Cette évolution crée un dilemme stratégique pour les dirigeants israéliens et leurs alliés américains. Pendant des décennies, l’AIPAC et les gouvernements israéliens successifs se sont appuyés sur une base républicaine unifiée, combinant évangéliques et faucons stratégiques. Cette unité n’existe plus. Les évangéliques restent fidèles, mais l’écosystème médiatique populiste ne peut plus être tenu pour acquis. Benjamin Netanyahou pourrait s’appuyer sur Trump pour maintenir la base MAGA dans le rang, mais cela comporte des risques : la loyauté de Trump est transactionnelle, et dans un second mandat, il pourrait prendre ses distances avec Israël pour affirmer son autonomie vis-à-vis des élites de Washington. Affronter directement le scepticisme nationaliste reviendrait, pour AIPAC et Israël, à défier un mouvement qui prospère en s’opposant aux institutions « globalistes » — une stratégie tout aussi périlleuse.

Dans le même temps, les structures institutionnelles qui soutiennent l’alliance américano-israélienne demeurent puissantes. L’AIPAC a dépensé des dizaines de millions de dollars lors des primaires de 2024 pour battre des critiques progressistes, et les lois anti-BDS adoptées dans de nombreux États constituent des obstacles juridiques à tout changement rapide. Mais des fissures apparaissent. Le soutien d’AIPAC à des républicains ayant rejeté les résultats de l’élection de 2020 a terni son image bipartisane auprès des jeunes démocrates, et des recours judiciaires contre ces lois progressent. Sur les campus, les campements et la mobilisation militante ont donné naissance à une nouvelle génération d’acteurs politiques pour qui la Palestine représente un repère moral comparable au mouvement anti-apartheid des années 1980.

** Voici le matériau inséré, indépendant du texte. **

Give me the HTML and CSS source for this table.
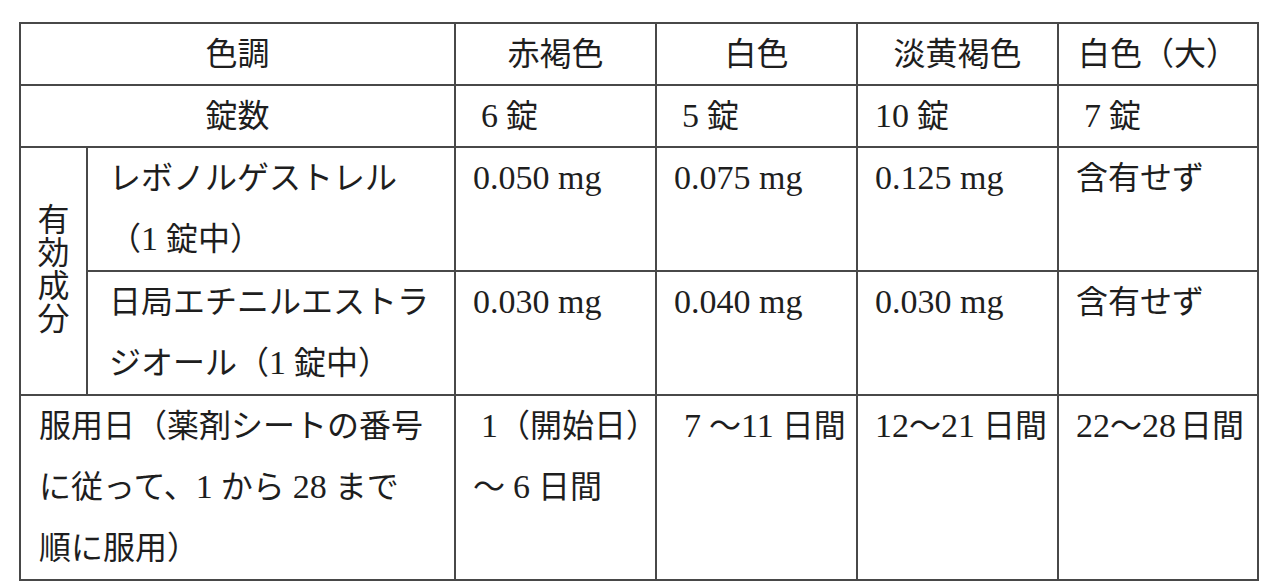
FILE: index.html
```html
<!DOCTYPE html>
<html lang="ja">
<head>
<meta charset="utf-8">
<title>服用表</title>
<link rel="stylesheet" href="styles.css">
</head>
<body>
<div class="page">
<table class="dose">
  <colgroup>
    <col class="c-side">
    <col class="c-name">
    <col class="c-val">
    <col class="c-val">
    <col class="c-val">
    <col class="c-last">
  </colgroup>
  <tr class="r1">
    <td colspan="2" class="center">色調</td>
    <td class="center">赤褐色</td>
    <td class="center">白色</td>
    <td class="center">淡黄褐色</td>
    <td class="center">白色（大）</td>
  </tr>
  <tr class="r1">
    <td colspan="2" class="center">錠数</td>
    <td><span class="ind"></span><span class="n">6</span> 錠</td>
    <td><span class="ind"></span><span class="n">5</span> 錠</td>
    <td><span class="n">10</span> 錠</td>
    <td><span class="ind"></span><span class="n">7</span> 錠</td>
  </tr>
  <tr>
    <td rowspan="2" class="side"><span class="vert">有効成分</span></td>
    <td class="name">レボノルゲストレル<br>（<span class="n">1</span> 錠中）</td>
    <td><span class="n">0.050 mg</span></td>
    <td><span class="n">0.075 mg</span></td>
    <td><span class="n">0.125 mg</span></td>
    <td>含有せず</td>
  </tr>
  <tr>
    <td class="name">日局エチニルエストラ<br>ジオール（<span class="n">1</span> 錠中）</td>
    <td><span class="n">0.030 mg</span></td>
    <td><span class="n">0.040 mg</span></td>
    <td><span class="n">0.030 mg</span></td>
    <td>含有せず</td>
  </tr>
  <tr class="r3">
    <td colspan="2" class="days">服用日（薬剤シートの番号<br>に従って、<span class="n">1</span> から <span class="n">28</span> まで<br>順に服用）</td>
    <td><span class="ind"></span><span class="n">1</span>（開始日）<br>～<span class="ind"></span><span class="n">6</span> 日間</td>
    <td><span class="ind2"></span><span class="n">7</span> ～<span class="n">11</span> 日間</td>
    <td><span class="n">12</span>～<span class="n">21</span> 日間</td>
    <td><span class="n">22</span>～<span class="n">28</span><span class="thin"></span>日間</td>
  </tr>
</table>
</div>
</body>
</html>
```
FILE: styles.css
```css
html, body {
  margin: 0;
  padding: 0;
  background: #ffffff;
}

.page {
  padding: 22px 0 0 19px;
}

.dose {
  border-collapse: collapse;
  table-layout: fixed;
  width: 1238px;
  font-family: "Liberation Serif", "Noto Sans CJK JP", serif;
  font-size: 32px;
  color: #1e1e1e;
}

.c-side { width: 67px; }
.c-name { width: 368px; }
.c-val { width: 201px; }
.c-last { width: 200px; }

.dose td {
  border: 2px solid #484848;
  padding: 0 4px 0 17px;
  line-height: 61px;
  vertical-align: top;
  white-space: nowrap;
}

.dose tr.r1 td {
  line-height: 60px;
}

.dose td.center {
  text-align: center;
  padding: 0;
}

.dose td.name {
  padding-left: 21px;
}

.dose td.days {
  padding-left: 18px;
}

.dose td.side {
  vertical-align: middle;
  text-align: center;
  padding: 0;
  line-height: 1;
}

.n {
  font-size: 34px;
  line-height: 1;
}

.thin {
  display: inline-block;
  width: 4px;
}

.vert {
  display: inline-block;
  writing-mode: vertical-rl;
  text-orientation: upright;
  font-family: "Noto Sans CJK JP", sans-serif;
  letter-spacing: 1px;
}

.ind {
  display: inline-block;
  width: 8px;
}

.ind2 {
  display: inline-block;
  width: 10px;
}
```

À la place d’un consensus bipartisan stable, plusieurs courants politiques distincts se croisent désormais. Les démocrates affrontent des pressions morales et générationnelles venues de leur base ; les républicains naviguent entre la loyauté évangélique des aînés et le scepticisme nationaliste des jeunes générations. L’AIPAC reste un acteur redoutable, mais dans un environnement plus disputé.